WHAT TO PRODUCE » Copy out the whole listing exactly as written, leaving the pictures behind.

Entries with page source code »
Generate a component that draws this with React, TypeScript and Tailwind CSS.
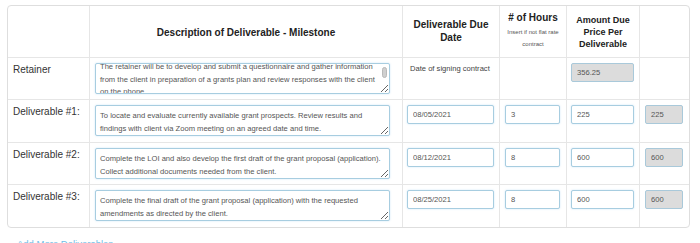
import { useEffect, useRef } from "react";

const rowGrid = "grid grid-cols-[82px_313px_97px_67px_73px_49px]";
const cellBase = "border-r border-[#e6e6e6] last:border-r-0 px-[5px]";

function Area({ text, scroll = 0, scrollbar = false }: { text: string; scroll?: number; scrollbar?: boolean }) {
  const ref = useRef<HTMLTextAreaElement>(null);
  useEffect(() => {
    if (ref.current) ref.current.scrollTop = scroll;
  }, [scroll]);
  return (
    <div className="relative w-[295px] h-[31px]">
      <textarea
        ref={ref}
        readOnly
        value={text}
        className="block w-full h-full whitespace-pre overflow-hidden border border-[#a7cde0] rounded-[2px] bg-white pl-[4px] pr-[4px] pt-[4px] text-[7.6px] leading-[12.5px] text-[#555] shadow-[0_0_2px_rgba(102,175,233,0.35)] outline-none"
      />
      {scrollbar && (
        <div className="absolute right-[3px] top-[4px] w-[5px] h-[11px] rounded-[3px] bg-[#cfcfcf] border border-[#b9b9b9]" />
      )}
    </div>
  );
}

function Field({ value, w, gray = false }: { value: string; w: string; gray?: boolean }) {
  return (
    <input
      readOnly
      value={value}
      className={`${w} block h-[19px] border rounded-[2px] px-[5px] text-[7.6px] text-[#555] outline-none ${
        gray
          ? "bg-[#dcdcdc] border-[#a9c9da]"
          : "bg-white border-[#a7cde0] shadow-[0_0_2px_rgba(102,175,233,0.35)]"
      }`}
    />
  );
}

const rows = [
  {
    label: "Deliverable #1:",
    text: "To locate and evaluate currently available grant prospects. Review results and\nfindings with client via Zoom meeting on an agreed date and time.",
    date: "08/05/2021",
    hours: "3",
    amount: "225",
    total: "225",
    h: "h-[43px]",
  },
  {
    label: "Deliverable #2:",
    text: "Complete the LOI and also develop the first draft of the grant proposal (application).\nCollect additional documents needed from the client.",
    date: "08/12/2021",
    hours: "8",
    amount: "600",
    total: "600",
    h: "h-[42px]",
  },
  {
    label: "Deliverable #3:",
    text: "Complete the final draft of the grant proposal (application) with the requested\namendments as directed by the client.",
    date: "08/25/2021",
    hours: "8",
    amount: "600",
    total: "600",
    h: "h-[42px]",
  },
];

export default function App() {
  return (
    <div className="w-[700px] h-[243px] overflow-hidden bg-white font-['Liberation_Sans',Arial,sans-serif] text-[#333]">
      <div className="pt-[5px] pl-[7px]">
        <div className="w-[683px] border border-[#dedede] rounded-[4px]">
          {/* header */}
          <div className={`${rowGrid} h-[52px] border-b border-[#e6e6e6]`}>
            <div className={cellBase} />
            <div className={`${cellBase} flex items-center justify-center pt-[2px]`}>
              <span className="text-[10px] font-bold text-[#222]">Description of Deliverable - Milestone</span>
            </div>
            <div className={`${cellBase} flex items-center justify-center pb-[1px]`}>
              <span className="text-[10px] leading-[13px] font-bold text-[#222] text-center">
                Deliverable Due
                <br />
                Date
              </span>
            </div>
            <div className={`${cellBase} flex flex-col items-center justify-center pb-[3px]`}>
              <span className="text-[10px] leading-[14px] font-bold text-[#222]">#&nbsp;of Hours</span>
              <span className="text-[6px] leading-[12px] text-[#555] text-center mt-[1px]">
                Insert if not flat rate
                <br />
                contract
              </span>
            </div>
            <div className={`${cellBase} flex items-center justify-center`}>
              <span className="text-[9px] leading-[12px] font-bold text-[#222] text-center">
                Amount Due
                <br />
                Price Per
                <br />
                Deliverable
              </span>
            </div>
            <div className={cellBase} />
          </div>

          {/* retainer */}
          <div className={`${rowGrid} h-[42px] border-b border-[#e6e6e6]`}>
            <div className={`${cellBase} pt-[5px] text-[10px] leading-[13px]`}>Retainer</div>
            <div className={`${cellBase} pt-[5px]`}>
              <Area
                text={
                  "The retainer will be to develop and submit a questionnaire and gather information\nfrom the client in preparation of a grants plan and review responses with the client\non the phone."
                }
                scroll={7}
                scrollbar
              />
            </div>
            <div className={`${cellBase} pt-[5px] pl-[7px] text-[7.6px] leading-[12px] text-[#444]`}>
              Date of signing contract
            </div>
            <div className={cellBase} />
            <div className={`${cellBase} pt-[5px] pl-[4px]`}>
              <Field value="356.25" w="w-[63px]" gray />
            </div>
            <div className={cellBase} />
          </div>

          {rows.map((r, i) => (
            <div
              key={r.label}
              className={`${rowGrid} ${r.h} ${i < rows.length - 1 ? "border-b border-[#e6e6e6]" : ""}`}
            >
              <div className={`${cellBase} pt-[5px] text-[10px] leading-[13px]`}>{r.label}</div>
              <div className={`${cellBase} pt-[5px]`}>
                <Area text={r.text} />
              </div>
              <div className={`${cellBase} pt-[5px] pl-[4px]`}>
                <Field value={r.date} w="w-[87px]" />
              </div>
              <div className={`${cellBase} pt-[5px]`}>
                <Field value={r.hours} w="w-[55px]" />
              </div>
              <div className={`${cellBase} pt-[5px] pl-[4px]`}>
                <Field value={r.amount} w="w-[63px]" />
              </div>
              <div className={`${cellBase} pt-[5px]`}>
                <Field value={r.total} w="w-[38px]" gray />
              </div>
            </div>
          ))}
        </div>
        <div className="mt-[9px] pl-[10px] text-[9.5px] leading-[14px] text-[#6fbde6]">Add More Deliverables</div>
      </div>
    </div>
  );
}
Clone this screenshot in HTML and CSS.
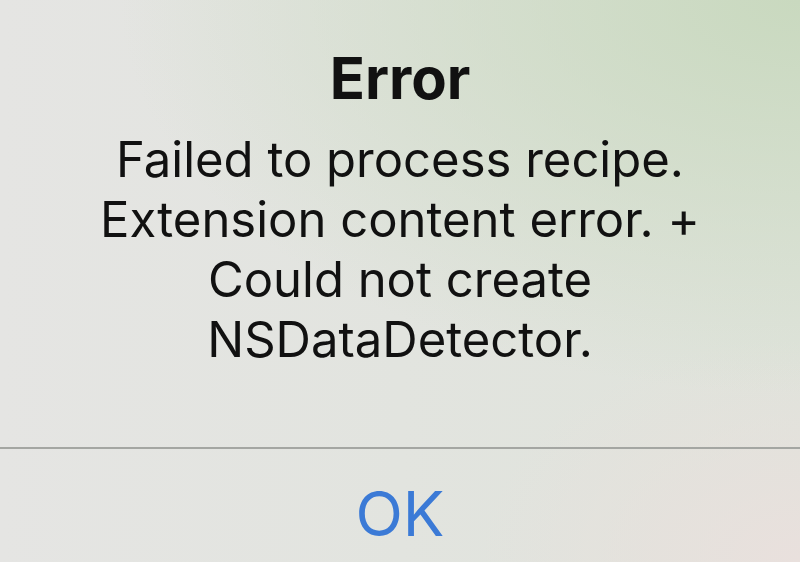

PROBLEM SOLUTION »
Generate a component that draws this with React, TypeScript and Tailwind CSS.
import { useEffect, useRef } from "react";

const rowGrid = "grid grid-cols-[82px_313px_97px_67px_73px_49px]";
const cellBase = "border-r border-[#e6e6e6] last:border-r-0 px-[5px]";

function Area({ text, scroll = 0, scrollbar = false }: { text: string; scroll?: number; scrollbar?: boolean }) {
  const ref = useRef<HTMLTextAreaElement>(null);
  useEffect(() => {
    if (ref.current) ref.current.scrollTop = scroll;
  }, [scroll]);
  return (
    <div className="relative w-[295px] h-[31px]">
      <textarea
        ref={ref}
        readOnly
        value={text}
        className="block w-full h-full whitespace-pre overflow-hidden border border-[#a7cde0] rounded-[2px] bg-white pl-[4px] pr-[4px] pt-[4px] text-[7.6px] leading-[12.5px] text-[#555] shadow-[0_0_2px_rgba(102,175,233,0.35)] outline-none"
      />
      {scrollbar && (
        <div className="absolute right-[3px] top-[4px] w-[5px] h-[11px] rounded-[3px] bg-[#cfcfcf] border border-[#b9b9b9]" />
      )}
    </div>
  );
}

function Field({ value, w, gray = false }: { value: string; w: string; gray?: boolean }) {
  return (
    <input
      readOnly
      value={value}
      className={`${w} block h-[19px] border rounded-[2px] px-[5px] text-[7.6px] text-[#555] outline-none ${
        gray
          ? "bg-[#dcdcdc] border-[#a9c9da]"
          : "bg-white border-[#a7cde0] shadow-[0_0_2px_rgba(102,175,233,0.35)]"
      }`}
    />
  );
}

const rows = [
  {
    label: "Deliverable #1:",
    text: "To locate and evaluate currently available grant prospects. Review results and\nfindings with client via Zoom meeting on an agreed date and time.",
    date: "08/05/2021",
    hours: "3",
    amount: "225",
    total: "225",
    h: "h-[43px]",
  },
  {
    label: "Deliverable #2:",
    text: "Complete the LOI and also develop the first draft of the grant proposal (application).\nCollect additional documents needed from the client.",
    date: "08/12/2021",
    hours: "8",
    amount: "600",
    total: "600",
    h: "h-[42px]",
  },
  {
    label: "Deliverable #3:",
    text: "Complete the final draft of the grant proposal (application) with the requested\namendments as directed by the client.",
    date: "08/25/2021",
    hours: "8",
    amount: "600",
    total: "600",
    h: "h-[42px]",
  },
];

export default function App() {
  return (
    <div className="w-[700px] h-[243px] overflow-hidden bg-white font-['Liberation_Sans',Arial,sans-serif] text-[#333]">
      <div className="pt-[5px] pl-[7px]">
        <div className="w-[683px] border border-[#dedede] rounded-[4px]">
          {/* header */}
          <div className={`${rowGrid} h-[52px] border-b border-[#e6e6e6]`}>
            <div className={cellBase} />
            <div className={`${cellBase} flex items-center justify-center pt-[2px]`}>
              <span className="text-[10px] font-bold text-[#222]">Description of Deliverable - Milestone</span>
            </div>
            <div className={`${cellBase} flex items-center justify-center pb-[1px]`}>
              <span className="text-[10px] leading-[13px] font-bold text-[#222] text-center">
                Deliverable Due
                <br />
                Date
              </span>
            </div>
            <div className={`${cellBase} flex flex-col items-center justify-center pb-[3px]`}>
              <span className="text-[10px] leading-[14px] font-bold text-[#222]">#&nbsp;of Hours</span>
              <span className="text-[6px] leading-[12px] text-[#555] text-center mt-[1px]">
                Insert if not flat rate
                <br />
                contract
              </span>
            </div>
            <div className={`${cellBase} flex items-center justify-center`}>
              <span className="text-[9px] leading-[12px] font-bold text-[#222] text-center">
                Amount Due
                <br />
                Price Per
                <br />
                Deliverable
              </span>
            </div>
            <div className={cellBase} />
          </div>

          {/* retainer */}
          <div className={`${rowGrid} h-[42px] border-b border-[#e6e6e6]`}>
            <div className={`${cellBase} pt-[5px] text-[10px] leading-[13px]`}>Retainer</div>
            <div className={`${cellBase} pt-[5px]`}>
              <Area
                text={
                  "The retainer will be to develop and submit a questionnaire and gather information\nfrom the client in preparation of a grants plan and review responses with the client\non the phone."
                }
                scroll={7}
                scrollbar
              />
            </div>
            <div className={`${cellBase} pt-[5px] pl-[7px] text-[7.6px] leading-[12px] text-[#444]`}>
              Date of signing contract
            </div>
            <div className={cellBase} />
            <div className={`${cellBase} pt-[5px] pl-[4px]`}>
              <Field value="356.25" w="w-[63px]" gray />
            </div>
            <div className={cellBase} />
          </div>

          {rows.map((r, i) => (
            <div
              key={r.label}
              className={`${rowGrid} ${r.h} ${i < rows.length - 1 ? "border-b border-[#e6e6e6]" : ""}`}
            >
              <div className={`${cellBase} pt-[5px] text-[10px] leading-[13px]`}>{r.label}</div>
              <div className={`${cellBase} pt-[5px]`}>
                <Area text={r.text} />
              </div>
              <div className={`${cellBase} pt-[5px] pl-[4px]`}>
                <Field value={r.date} w="w-[87px]" />
              </div>
              <div className={`${cellBase} pt-[5px]`}>
                <Field value={r.hours} w="w-[55px]" />
              </div>
              <div className={`${cellBase} pt-[5px] pl-[4px]`}>
                <Field value={r.amount} w="w-[63px]" />
              </div>
              <div className={`${cellBase} pt-[5px]`}>
                <Field value={r.total} w="w-[38px]" gray />
              </div>
            </div>
          ))}
        </div>
        <div className="mt-[9px] pl-[10px] text-[9.5px] leading-[14px] text-[#6fbde6]">Add More Deliverables</div>
      </div>
    </div>
  );
}
Clone this screenshot in HTML and CSS.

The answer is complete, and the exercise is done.